**WORK REQUIRED**
Find and return each line containing "React".

**PROVIDED DATA**
........

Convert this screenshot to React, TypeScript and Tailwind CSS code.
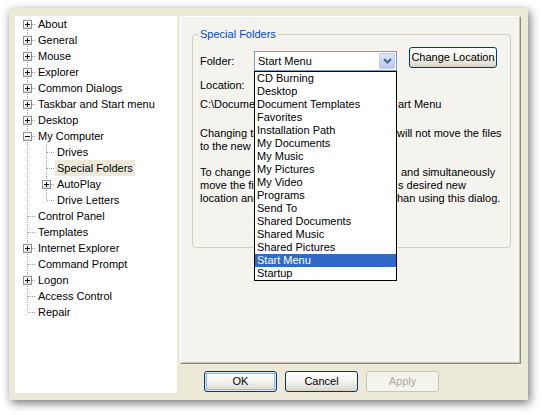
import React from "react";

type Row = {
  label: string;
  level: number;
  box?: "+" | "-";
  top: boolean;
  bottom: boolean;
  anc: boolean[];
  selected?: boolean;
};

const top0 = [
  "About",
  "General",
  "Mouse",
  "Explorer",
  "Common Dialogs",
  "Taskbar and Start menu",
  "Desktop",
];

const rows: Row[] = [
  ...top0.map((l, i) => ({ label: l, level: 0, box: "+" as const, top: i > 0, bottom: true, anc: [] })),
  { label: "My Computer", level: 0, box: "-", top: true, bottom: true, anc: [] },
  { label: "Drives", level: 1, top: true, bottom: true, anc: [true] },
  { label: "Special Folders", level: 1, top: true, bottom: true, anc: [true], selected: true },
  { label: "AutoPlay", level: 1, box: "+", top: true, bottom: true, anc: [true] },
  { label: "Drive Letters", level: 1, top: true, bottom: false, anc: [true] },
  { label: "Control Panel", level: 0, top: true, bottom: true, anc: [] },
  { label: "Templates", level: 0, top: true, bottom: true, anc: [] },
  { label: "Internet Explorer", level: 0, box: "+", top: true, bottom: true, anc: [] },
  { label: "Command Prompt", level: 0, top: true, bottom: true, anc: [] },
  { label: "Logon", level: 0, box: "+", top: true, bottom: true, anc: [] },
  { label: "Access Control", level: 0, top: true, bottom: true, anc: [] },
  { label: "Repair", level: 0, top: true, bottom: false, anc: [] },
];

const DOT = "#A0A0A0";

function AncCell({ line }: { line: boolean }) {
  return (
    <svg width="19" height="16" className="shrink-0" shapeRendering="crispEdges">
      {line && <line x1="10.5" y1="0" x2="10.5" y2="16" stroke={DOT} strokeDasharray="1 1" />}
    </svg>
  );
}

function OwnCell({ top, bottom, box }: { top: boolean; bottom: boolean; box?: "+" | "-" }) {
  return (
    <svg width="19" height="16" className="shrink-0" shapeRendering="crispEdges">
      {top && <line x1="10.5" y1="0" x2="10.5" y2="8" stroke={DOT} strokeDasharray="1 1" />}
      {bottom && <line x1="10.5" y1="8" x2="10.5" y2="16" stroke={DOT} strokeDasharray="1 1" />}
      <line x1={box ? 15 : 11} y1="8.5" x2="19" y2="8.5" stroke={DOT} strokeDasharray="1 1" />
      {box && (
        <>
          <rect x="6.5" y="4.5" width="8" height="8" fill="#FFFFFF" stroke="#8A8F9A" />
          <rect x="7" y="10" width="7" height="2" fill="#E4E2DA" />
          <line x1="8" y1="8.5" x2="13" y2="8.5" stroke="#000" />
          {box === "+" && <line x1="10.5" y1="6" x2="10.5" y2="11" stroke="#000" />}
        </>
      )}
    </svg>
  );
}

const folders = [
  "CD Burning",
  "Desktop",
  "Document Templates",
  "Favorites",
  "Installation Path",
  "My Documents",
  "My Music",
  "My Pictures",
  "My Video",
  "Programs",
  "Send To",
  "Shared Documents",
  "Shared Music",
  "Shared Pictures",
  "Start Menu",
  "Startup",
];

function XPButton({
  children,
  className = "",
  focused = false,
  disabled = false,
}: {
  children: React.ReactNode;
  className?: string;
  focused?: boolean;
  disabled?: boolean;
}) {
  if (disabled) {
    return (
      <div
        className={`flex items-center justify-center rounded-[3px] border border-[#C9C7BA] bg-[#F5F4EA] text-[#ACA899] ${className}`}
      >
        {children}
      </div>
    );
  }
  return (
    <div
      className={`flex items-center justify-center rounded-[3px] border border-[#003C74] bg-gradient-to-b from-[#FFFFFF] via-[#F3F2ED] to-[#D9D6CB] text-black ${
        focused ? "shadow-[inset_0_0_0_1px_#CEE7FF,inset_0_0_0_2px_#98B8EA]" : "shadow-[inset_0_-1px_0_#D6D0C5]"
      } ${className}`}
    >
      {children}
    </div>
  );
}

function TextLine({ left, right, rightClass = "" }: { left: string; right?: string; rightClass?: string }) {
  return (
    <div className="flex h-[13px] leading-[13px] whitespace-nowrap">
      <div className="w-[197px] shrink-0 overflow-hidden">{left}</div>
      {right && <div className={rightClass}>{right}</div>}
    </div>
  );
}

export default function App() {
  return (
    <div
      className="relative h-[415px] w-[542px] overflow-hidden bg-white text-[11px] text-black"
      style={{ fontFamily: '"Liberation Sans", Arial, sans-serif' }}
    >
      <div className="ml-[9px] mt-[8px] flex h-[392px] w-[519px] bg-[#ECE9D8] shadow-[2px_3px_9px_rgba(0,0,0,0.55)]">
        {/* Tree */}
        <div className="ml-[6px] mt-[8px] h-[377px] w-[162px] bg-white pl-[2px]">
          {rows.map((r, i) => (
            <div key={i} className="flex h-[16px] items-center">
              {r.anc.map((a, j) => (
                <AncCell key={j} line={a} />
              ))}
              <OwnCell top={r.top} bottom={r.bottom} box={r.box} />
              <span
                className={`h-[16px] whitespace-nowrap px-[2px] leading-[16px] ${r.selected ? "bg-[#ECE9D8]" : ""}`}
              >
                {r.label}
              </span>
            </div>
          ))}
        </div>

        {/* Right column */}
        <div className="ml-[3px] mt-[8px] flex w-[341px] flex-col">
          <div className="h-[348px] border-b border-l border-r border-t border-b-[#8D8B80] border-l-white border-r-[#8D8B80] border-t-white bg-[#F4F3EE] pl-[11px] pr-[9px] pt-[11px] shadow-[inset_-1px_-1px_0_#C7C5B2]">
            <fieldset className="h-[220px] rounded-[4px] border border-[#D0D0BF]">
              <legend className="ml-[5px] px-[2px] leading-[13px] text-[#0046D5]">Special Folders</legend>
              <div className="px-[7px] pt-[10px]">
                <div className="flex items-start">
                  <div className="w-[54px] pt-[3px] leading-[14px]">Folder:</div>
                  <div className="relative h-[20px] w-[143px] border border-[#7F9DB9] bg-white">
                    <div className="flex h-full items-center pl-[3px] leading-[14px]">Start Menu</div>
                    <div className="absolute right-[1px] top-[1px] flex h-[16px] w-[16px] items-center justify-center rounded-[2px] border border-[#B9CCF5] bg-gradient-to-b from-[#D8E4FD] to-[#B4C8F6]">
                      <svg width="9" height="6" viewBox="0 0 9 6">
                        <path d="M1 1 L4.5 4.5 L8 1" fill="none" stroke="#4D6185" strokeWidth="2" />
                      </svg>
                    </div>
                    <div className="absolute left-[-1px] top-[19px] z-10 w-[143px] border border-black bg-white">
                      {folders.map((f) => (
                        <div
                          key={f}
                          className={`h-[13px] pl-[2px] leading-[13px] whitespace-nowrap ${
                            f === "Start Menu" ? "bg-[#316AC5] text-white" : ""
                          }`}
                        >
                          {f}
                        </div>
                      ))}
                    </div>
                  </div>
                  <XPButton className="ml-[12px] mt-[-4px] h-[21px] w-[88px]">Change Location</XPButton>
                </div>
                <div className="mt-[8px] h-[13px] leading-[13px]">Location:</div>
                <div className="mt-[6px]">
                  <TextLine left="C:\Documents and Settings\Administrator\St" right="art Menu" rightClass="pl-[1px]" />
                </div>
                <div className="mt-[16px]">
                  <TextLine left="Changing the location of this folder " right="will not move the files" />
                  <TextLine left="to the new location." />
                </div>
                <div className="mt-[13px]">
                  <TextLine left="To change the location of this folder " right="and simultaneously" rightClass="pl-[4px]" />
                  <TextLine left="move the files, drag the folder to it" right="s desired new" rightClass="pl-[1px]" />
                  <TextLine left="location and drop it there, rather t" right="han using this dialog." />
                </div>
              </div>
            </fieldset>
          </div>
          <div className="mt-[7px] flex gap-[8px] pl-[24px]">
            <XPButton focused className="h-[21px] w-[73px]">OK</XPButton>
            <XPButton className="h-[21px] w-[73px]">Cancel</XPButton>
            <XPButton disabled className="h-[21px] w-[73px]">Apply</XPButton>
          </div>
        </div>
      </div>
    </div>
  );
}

........

**FULL ANSWER**
Convert this screenshot to React, TypeScript and Tailwind CSS code.
import React from "react";
  children: React.ReactNode;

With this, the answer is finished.